Mr. Dylan made three Christian albums before reassuming his more tight-lipped secular persona: “Slow Train Coming,” “Saved” and “Shot of Love.”
Was his involvement in Christianity about personal salvation, Mr. Gilbert wonders, or about “creative well-being”?
This was a guy who had rebooted his career more than once. Also, hoping to lend authenticity to “Slow Train Coming,” he tapped legendary producer Jerry Wexler to helm recording sessions at Alabama’s Muscle Shoals studio. “Dylan needed outside inspiration from time to time for his art,” Mr. Gilbert says.
“Jesus Years” surmises that the inspiration factor was crucial but the conversion was real. Mr. Gilbert unearths broadcast TV footage of Mr. Dylan answering critics befuddled by what appeared, for a time, to be a wholesale abandonment of secular music. “The old songs won’t save you,” Mr. Dylan said.
In another archival gem – audio footage of a concert showcasing the new material – Mr. Dylan admonishes (comically, in retrospect) those in the audience that they can follow the band KISS “into the pit” – presumably of hell.
Mr. Dylan eventually laid down the Christian mantle on subsequent albums such as “Infidels” and “Empire Burlesque” and, to some extent, reclaimed his Jewish roots; with lines like “The rifleman’s stalking the sick and the lame / Preacherman seeks the same, who’ll get there first is uncertain” (from the song “Jokerman”) some Dylanologists believe he obliquely repudiated his faith.

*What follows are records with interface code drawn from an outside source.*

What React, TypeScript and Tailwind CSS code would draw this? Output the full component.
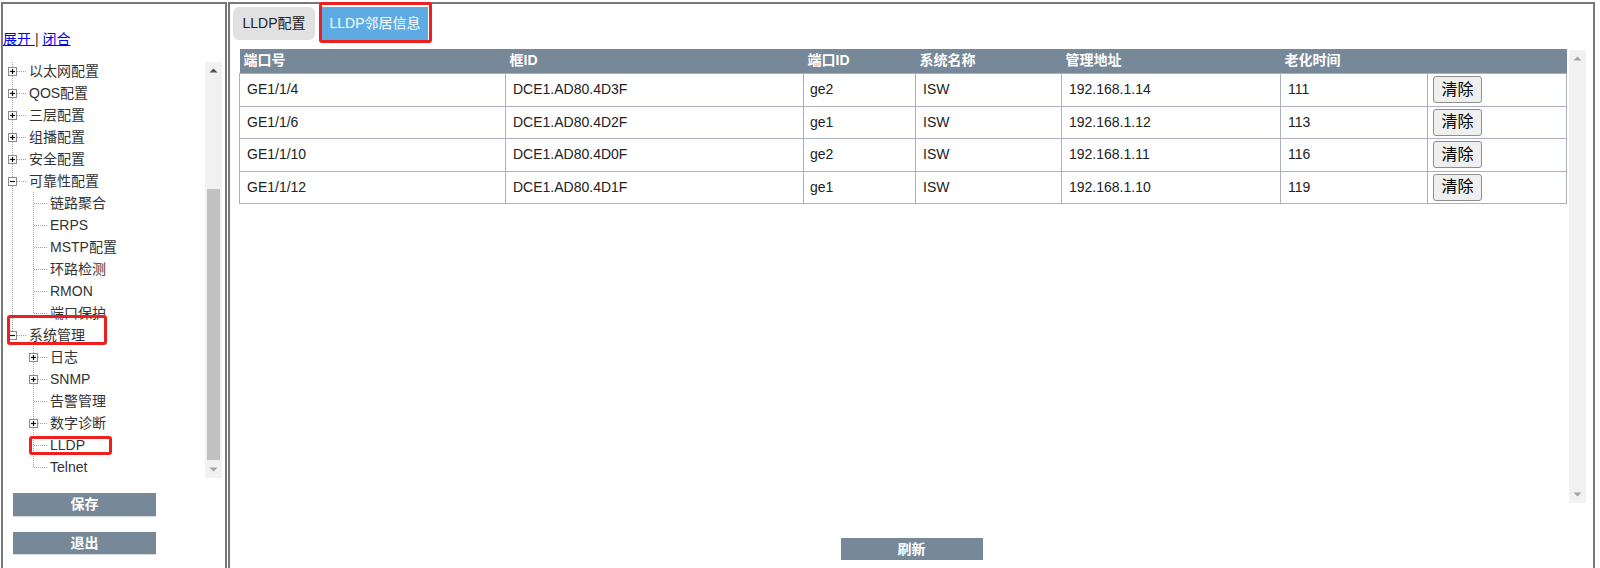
import React from "react";

type TreeNode = {
  label: string;
  level: 0 | 1;
  box?: "+" | "-";
  end?: boolean;
  indent?: boolean;
  mark?: "sys" | "lldp";
};

const tree: TreeNode[] = [
  { label: "以太网配置", level: 0, box: "+" },
  { label: "QOS配置", level: 0, box: "+" },
  { label: "三层配置", level: 0, box: "+" },
  { label: "组播配置", level: 0, box: "+" },
  { label: "安全配置", level: 0, box: "+" },
  { label: "可靠性配置", level: 0, box: "-" },
  { label: "链路聚合", level: 1, indent: true },
  { label: "ERPS", level: 1, indent: true },
  { label: "MSTP配置", level: 1, indent: true },
  { label: "环路检测", level: 1, indent: true },
  { label: "RMON", level: 1, indent: true },
  { label: "端口保护", level: 1, indent: true, end: true },
  { label: "系统管理", level: 0, box: "-", end: true, mark: "sys" },
  { label: "日志", level: 1, box: "+" },
  { label: "SNMP", level: 1, box: "+" },
  { label: "告警管理", level: 1 },
  { label: "数字诊断", level: 1, box: "+" },
  { label: "LLDP", level: 1, mark: "lldp" },
  { label: "Telnet", level: 1, end: true },
];

const rows = [
  { port: "GE1/1/4", chassis: "DCE1.AD80.4D3F", portId: "ge2", sys: "ISW", addr: "192.168.1.14", age: "111" },
  { port: "GE1/1/6", chassis: "DCE1.AD80.4D2F", portId: "ge1", sys: "ISW", addr: "192.168.1.12", age: "113" },
  { port: "GE1/1/10", chassis: "DCE1.AD80.4D0F", portId: "ge2", sys: "ISW", addr: "192.168.1.11", age: "116" },
  { port: "GE1/1/12", chassis: "DCE1.AD80.4D1F", portId: "ge1", sys: "ISW", addr: "192.168.1.10", age: "119" },
];

const DOT = "#a3a3a3";

function Indent({ line }: { line?: boolean }) {
  return (
    <svg width="21" height="22" className="shrink-0">
      {line && <line x1="9.5" y1="0" x2="9.5" y2="22" stroke={DOT} strokeDasharray="1 1" />}
    </svg>
  );
}

function Joint({ end, box }: { end?: boolean; box?: "+" | "-" }) {
  return (
    <svg width="24" height="22" className="shrink-0">
      <line x1="9.5" y1="0" x2="9.5" y2={end ? 11 : 22} stroke={DOT} strokeDasharray="1 1" />
      <line x1={box ? 14 : 10} y1="11.5" x2="24" y2="11.5" stroke={DOT} strokeDasharray="1 1" />
      {box && (
        <>
          <rect x="5.5" y="7.5" width="8" height="8" fill="#fff" stroke="#8a8a8a" />
          <line x1="7" y1="11.5" x2="12" y2="11.5" stroke="#111" strokeWidth="1.2" />
          {box === "+" && <line x1="9.5" y1="9" x2="9.5" y2="14" stroke="#111" strokeWidth="1.2" />}
        </>
      )}
    </svg>
  );
}

function TreeRow({ node }: { node: TreeNode }) {
  return (
    <div className="relative flex h-[22px] shrink-0 items-center">
      {node.level === 1 && <Indent line={node.indent} />}
      <Joint end={node.end} box={node.box} />
      <span className="ml-[2px] whitespace-nowrap text-[14px] leading-[22px] text-[#333]">{node.label}</span>
      {node.mark === "sys" && (
        <span className="absolute left-[4px] top-[-9px] h-[30px] w-[100px] rounded-[3px] border-[3px] border-[#ee1f1f]" />
      )}
      {node.mark === "lldp" && (
        <span className="absolute left-[26px] top-[2px] h-[19px] w-[83px] rounded-[3px] border-[3px] border-[#ee1f1f]" />
      )}
    </div>
  );
}

function Arrow({ up, color }: { up?: boolean; color: string }) {
  return (
    <svg width="17" height="17" className="shrink-0">
      <polygon points={up ? "4.5,10.5 8.5,6.5 12.5,10.5" : "4.5,6.5 8.5,10.5 12.5,6.5"} fill={color} />
    </svg>
  );
}

export default function App() {
  return (
    <div className="flex h-[568px] w-[1600px] overflow-hidden bg-white pl-[1px] pt-[2px] font-['Liberation_Sans','Noto_Sans_CJK_SC',sans-serif]">
      {/* left frame: menu tree */}
      <aside className="flex h-full w-[226px] shrink-0 flex-col border-2 border-b-0 border-[#787878]">
        <div className="mt-[25px] whitespace-pre text-[14px] leading-[20px] text-[#333]">
          <a className="text-[#0000ee] underline" href="#">展开 </a>| <a className="text-[#0000ee] underline" href="#">闭合</a>
        </div>

        <div className="mr-[3px] mt-[13px] flex h-[416px]">
          <div className="flex flex-1 flex-col justify-end overflow-hidden">
            {tree.map((n) => (
              <TreeRow key={n.label} node={n} />
            ))}
          </div>
          <div className="flex w-[17px] flex-col bg-[#f1f1f1]">
            <Arrow up color="#505050" />
            <div className="h-[110px]" />
            <div className="mx-[2px] h-[271px] bg-[#c1c1c1]" />
            <div className="flex-1" />
            <Arrow color="#a3a3a3" />
          </div>
        </div>

        <button className="ml-[10px] mt-[15px] h-[24px] w-[143px] border-b border-[#d6dbe0] bg-[#778899] text-[14px] font-bold text-white">
          保存
        </button>
        <button className="ml-[10px] mt-[15px] h-[23px] w-[143px] border-b border-[#d6dbe0] bg-[#778899] text-[14px] font-bold text-white">
          退出
        </button>
      </aside>

      {/* right frame: LLDP neighbours */}
      <main className="ml-[1px] flex h-full w-[1367px] shrink-0 flex-col border-2 border-b-0 border-[#787878]">
        <div className="ml-[3px] mt-[3px] flex h-[33px] gap-[7px]">
          <div className="flex w-[82px] items-center justify-center rounded-[6px] bg-[#e1e1e1] text-[14px] text-[#222]">
            LLDP配置
          </div>
          <div className="relative flex w-[106px] items-center justify-center bg-[#5eabe3] text-[14px] text-white">
            LLDP邻居信息
            <span className="absolute left-[-3px] top-[-5px] h-[41px] w-[113px] rounded-[3px] border-[3px] border-[#ee1f1f]" />
          </div>
        </div>

        <div className="ml-[9px] mr-[8px] mt-[9px] flex h-[454px] gap-[2px]">
          <div className="flex-1">
            <table className="w-full table-fixed border-collapse text-[14px] text-[#222]">
              <colgroup>
                <col className="w-[266px]" />
                <col className="w-[298px]" />
                <col className="w-[112px]" />
                <col className="w-[146px]" />
                <col className="w-[219px]" />
                <col className="w-[147px]" />
                <col className="w-[139px]" />
              </colgroup>
              <thead>
                <tr className="h-[24px] bg-[#778899] text-left text-white">
                  <th className="pl-[4px] font-bold">端口号</th>
                  <th className="pl-[4px] font-bold">框ID</th>
                  <th className="pl-[4px] font-bold">端口ID</th>
                  <th className="pl-[4px] font-bold">系统名称</th>
                  <th className="pl-[4px] font-bold">管理地址</th>
                  <th className="pl-[4px] font-bold">老化时间</th>
                  <th />
                </tr>
              </thead>
              <tbody>
                {rows.map((r, i) => (
                  <tr key={r.port} className={i % 2 === 0 ? "h-[33px]" : "h-[32px]"}>
                    <td className="border border-[#a9b1be] pl-[7px]">{r.port}</td>
                    <td className="border border-[#a9b1be] pl-[7px]">{r.chassis}</td>
                    <td className="border border-[#a9b1be] pl-[6px]">{r.portId}</td>
                    <td className="border border-[#a9b1be] pl-[7px]">{r.sys}</td>
                    <td className="border border-[#a9b1be] pl-[7px]">{r.addr}</td>
                    <td className="border border-[#a9b1be] pl-[7px]">{r.age}</td>
                    <td className="border border-[#a9b1be] pl-[5px]">
                      <button className="flex h-[27px] w-[49px] items-center justify-center rounded-[3px] border border-[#8f8f8f] bg-[#efefef] text-[16px] text-black">
                        清除
                      </button>
                    </td>
                  </tr>
                ))}
              </tbody>
            </table>
          </div>
          <div className="mt-[1px] flex w-[17px] flex-col justify-between bg-[#f1f1f1]">
            <Arrow up color="#a3a3a3" />
            <Arrow color="#a3a3a3" />
          </div>
        </div>

        <button className="mt-[35px] h-[22px] w-[142px] self-center bg-[#778899] text-[14px] font-bold text-white">
          刷新
        </button>
      </main>
    </div>
  );
}
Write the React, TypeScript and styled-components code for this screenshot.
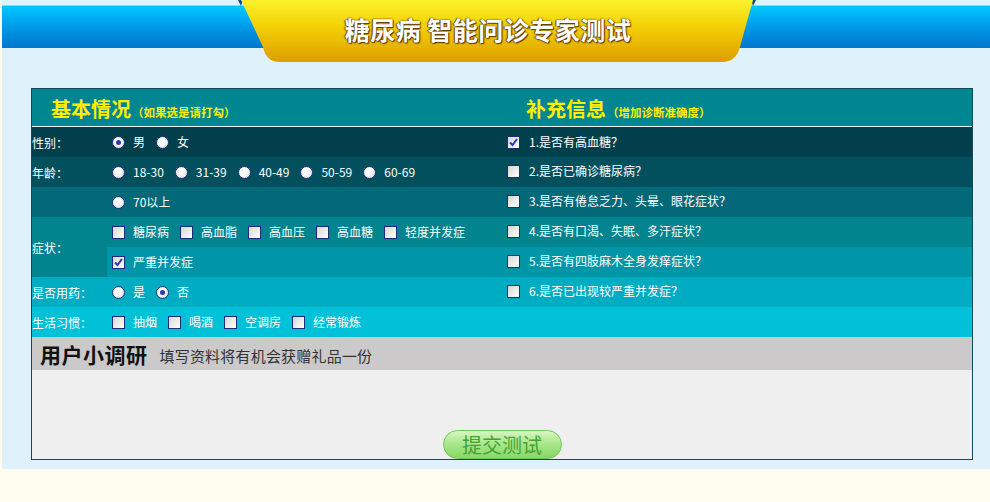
import React from "react";
import styled, { createGlobalStyle } from "styled-components";

const GlobalStyle = createGlobalStyle`
    html, body {
        margin: 0;
        padding: 0;
        background: #fffdee;
    }
    body {
        font-family: "Noto Sans CJK SC", "Noto Sans", sans-serif;
    }
`;

const Page = styled.div`
    margin-left: 2px;
    width: 988px;
    background: #dff2fc;
    padding-bottom: 9px;
`;

const Banner = styled.div`
    position: relative;
    height: 62px;
    padding-top: 5px;
    box-sizing: border-box;
`;

const BlueBar = styled.div`
    height: 43px;
    box-sizing: border-box;
    border-top: 1px solid #72e2ff;
    background: linear-gradient(#00c8ff, #0096e6 55%, #0076cc);
`;

const Ribbon = styled.div`
    position: absolute;
    left: 234px;
    top: 0;
    width: 522px;
    height: 62px;
    display: flex;
    justify-content: center;
    padding: 14px 18px 0 0;
    box-sizing: border-box;

    svg {
        position: absolute;
        left: 0;
        top: 0;
    }
`;

const Title = styled.h1`
    position: relative;
    margin: 0;
    font-size: 25px;
    line-height: 30px;
    font-weight: 700;
    letter-spacing: 0.5px;
    color: #fff;
    white-space: pre;
    text-shadow: 0 0 2px #6b3d00, 1px 1px 1px #5a3300, -1px 0 1px #7a4a00;
`;

const Board = styled.div`
    margin: 26px 0 0 29px;
    width: 940px;
    border: 1px solid #0b4c58;
`;

const Head = styled.div`
    display: flex;
    height: 37px;
    background: #008690;
    border-bottom: 1px solid #e6f6f6;
`;

const HeadCell = styled.div<{ $pad: number; $width?: number }>`
    display: flex;
    align-items: baseline;
    width: ${p => p.$width ? `${p.$width}px` : "auto"};
    flex: ${p => p.$width ? "none" : 1};
    padding: 8px 0 0 ${p => p.$pad}px;
    box-sizing: border-box;
    color: #ffee00;
    font-weight: 700;
`;

const HeadTitle = styled.span`
    font-size: 20px;
    line-height: 24px;
`;

const HeadNote = styled.span`
    font-size: 11.5px;
    margin-left: 1px;
`;

const Table = styled.table`
    width: 100%;
    border-collapse: collapse;
    table-layout: fixed;
`;

const Row = styled.tr<{ $bg: string }>`
    background: ${p => p.$bg};
`;

const Cell = styled.td<{ $pad?: number; $bg?: string }>`
    height: 30px;
    padding: 0 0 0 ${p => p.$pad ?? 0}px;
    color: #fff;
    font-size: 12px;
    vertical-align: middle;
    white-space: nowrap;
    background: ${p => p.$bg ?? "transparent"};
`;

const Options = styled.div`
    display: flex;
    align-items: center;
`;

const Option = styled.label<{ $gap?: number }>`
    display: inline-flex;
    align-items: center;
    margin-right: ${p => p.$gap ?? 11}px;
    line-height: 14px;
`;

const Mark = styled.span<{ $round?: boolean; $space?: number }>`
    display: inline-flex;
    align-items: center;
    justify-content: center;
    width: 13px;
    height: 13px;
    box-sizing: border-box;
    margin-right: ${p => p.$space ?? 8}px;
    border: 1px solid #1d2c7c;
    border-radius: ${p => p.$round ? "50%" : "0"};
    background: ${p => p.$round
        ? "radial-gradient(circle at 35% 35%, #ffffff 30%, #d9d9e2 100%)"
        : "linear-gradient(135deg, #d6d6d0, #ffffff)"};
`;

const Dot = styled.span`
    width: 5px;
    height: 5px;
    border-radius: 50%;
    background: #2a3aa6;
`;

const SurveyHead = styled.div`
    display: flex;
    align-items: center;
    height: 33px;
    padding-left: 8px;
    background: #cbc9c9;
`;

const SurveyTitle = styled.span`
    font-size: 21px;
    font-weight: 700;
    letter-spacing: 0.5px;
    color: #111;
`;

const SurveyNote = styled.span`
    margin-left: 12px;
    font-size: 15px;
    letter-spacing: 0.2px;
    color: #333;
    padding-top: 3px;
`;

const SurveyBody = styled.div`
    display: flex;
    justify-content: center;
    align-items: flex-end;
    height: 89px;
    background: #efefef;
`;

const Submit = styled.button`
    width: 119px;
    height: 29px;
    padding: 0;
    border: 1px solid #72c45e;
    border-radius: 15px;
    background: linear-gradient(#d6f6c0, #a6e688 50%, #86d866);
    color: #47a235;
    font-family: "Noto Sans CJK SC", sans-serif;
    font-size: 20px;
    line-height: 26px;
    cursor: pointer;
`;

function Check({ checked, round, space }: { checked?: boolean, round?: boolean, space?: number }) {
    return (
        <Mark $round={round} $space={space}>
            {checked && round && <Dot />}
            {checked && !round && (
                <svg width="11" height="11" viewBox="0 0 11 11">
                    <polyline points="2,5.5 4.5,8 9,2" fill="none" stroke="#2434c4" strokeWidth="2" />
                </svg>
            )}
        </Mark>
    );
}

interface Choice {
    text: string,
    checked?: boolean,
}

function Choices({ items, round }: { items: Choice[], round?: boolean }) {
    return (
        <Options>
            {items.map(item => (
                <Option key={item.text}>
                    <Check round={round} checked={item.checked} />
                    {item.text}
                </Option>
            ))}
        </Options>
    );
}

function Question({ text, checked }: { text: string, checked?: boolean }) {
    return (
        <Option>
            <Check checked={checked} space={9} />
            {text}
        </Option>
    );
}

const rowColors = ["#023f4d", "#02505e", "#036878", "#02848f", "#0096a7", "#00acc2", "#00c1d8"];

export default function App() {
    return (
        <>
            <GlobalStyle />
            <Page>
                <Banner>
                    <BlueBar />
                    <Ribbon>
                        <svg width="522" height="62" viewBox="0 0 522 62">
                            <defs>
                                <linearGradient id="ribbon" x1="0" y1="0" x2="0" y2="1">
                                    <stop offset="0" stopColor="#fdf22c" />
                                    <stop offset="0.45" stopColor="#f2cf04" />
                                    <stop offset="1" stopColor="#dd9c00" />
                                </linearGradient>
                            </defs>
                            <path d="M2 0 L5 6 L7 0 Z" fill="#0b4c9a" />
                            <path d="M520 0 L517 6 L515 0 Z" fill="#0b4c9a" />
                            <path d="M5 0 L517 0 L504 47 Q500 62 486 62 L44 62 Q30 62 27 47 Z" fill="url(#ribbon)" />
                        </svg>
                        <Title>糖尿病 智能问诊专家测试</Title>
                    </Ribbon>
                </Banner>

                <Board>
                    <Head>
                        <HeadCell $pad={19} $width={469}>
                            <HeadTitle>基本情况</HeadTitle>
                            <HeadNote>（如果选是请打勾）</HeadNote>
                        </HeadCell>
                        <HeadCell $pad={25}>
                            <HeadTitle>补充信息</HeadTitle>
                            <HeadNote>（增加诊断准确度）</HeadNote>
                        </HeadCell>
                    </Head>

                    <Table>
                        <colgroup>
                            <col style={{ width: 75 }} />
                            <col style={{ width: 394 }} />
                            <col />
                        </colgroup>
                        <tbody>
                            <Row $bg={rowColors[0]}>
                                <Cell>性别：</Cell>
                                <Cell $pad={5}>
                                    <Choices round items={[{ text: "男", checked: true }, { text: "女" }]} />
                                </Cell>
                                <Cell $pad={6}><Question checked text="1.是否有高血糖？" /></Cell>
                            </Row>
                            <Row $bg={rowColors[1]}>
                                <Cell>年龄：</Cell>
                                <Cell $pad={5}>
                                    <Choices round items={[
                                        { text: "18-30" }, { text: "31-39" }, { text: "40-49" },
                                        { text: "50-59" }, { text: "60-69" },
                                    ]} />
                                </Cell>
                                <Cell $pad={6}><Question text="2.是否已确诊糖尿病？" /></Cell>
                            </Row>
                            <Row $bg={rowColors[2]}>
                                <Cell></Cell>
                                <Cell $pad={5}>
                                    <Choices round items={[{ text: "70以上" }]} />
                                </Cell>
                                <Cell $pad={6}><Question text="3.是否有倦怠乏力、头晕、眼花症状？" /></Cell>
                            </Row>
                            <Row $bg={rowColors[3]}>
                                <Cell rowSpan={2} $bg={rowColors[3]}>症状：</Cell>
                                <Cell $pad={5}>
                                    <Choices items={[
                                        { text: "糖尿病" }, { text: "高血脂" }, { text: "高血压" },
                                        { text: "高血糖" }, { text: "轻度并发症" },
                                    ]} />
                                </Cell>
                                <Cell $pad={6}><Question text="4.是否有口渴、失眠、多汗症状？" /></Cell>
                            </Row>
                            <Row $bg={rowColors[4]}>
                                <Cell $pad={5}>
                                    <Choices items={[{ text: "严重并发症", checked: true }]} />
                                </Cell>
                                <Cell $pad={6}><Question text="5.是否有四肢麻木全身发痒症状？" /></Cell>
                            </Row>
                            <Row $bg={rowColors[5]}>
                                <Cell>是否用药：</Cell>
                                <Cell $pad={5}>
                                    <Choices round items={[{ text: "是" }, { text: "否", checked: true }]} />
                                </Cell>
                                <Cell $pad={6}><Question text="6.是否已出现较严重并发症？" /></Cell>
                            </Row>
                            <Row $bg={rowColors[6]}>
                                <Cell>生活习惯：</Cell>
                                <Cell $pad={5}>
                                    <Choices items={[
                                        { text: "抽烟" }, { text: "喝酒" }, { text: "空调房" }, { text: "经常锻炼" },
                                    ]} />
                                </Cell>
                                <Cell></Cell>
                            </Row>
                        </tbody>
                    </Table>

                    <SurveyHead>
                        <SurveyTitle>用户小调研</SurveyTitle>
                        <SurveyNote>填写资料将有机会获赠礼品一份</SurveyNote>
                    </SurveyHead>
                    <SurveyBody>
                        <Submit type="button">提交测试</Submit>
                    </SurveyBody>
                </Board>
            </Page>
        </>
    );
}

Within Protestantism there is a long-running debate about salvation. Calvinists believe in the doctrine of “eternal security”: once saved, always saved; those who stray or turn away were perhaps never truly converted in the first place. Believers inclined to a more expansive notion of free will believe Christians can, in fact, lose their salvation.
As with everything else in human affairs, only God and Bob Dylan know for sure.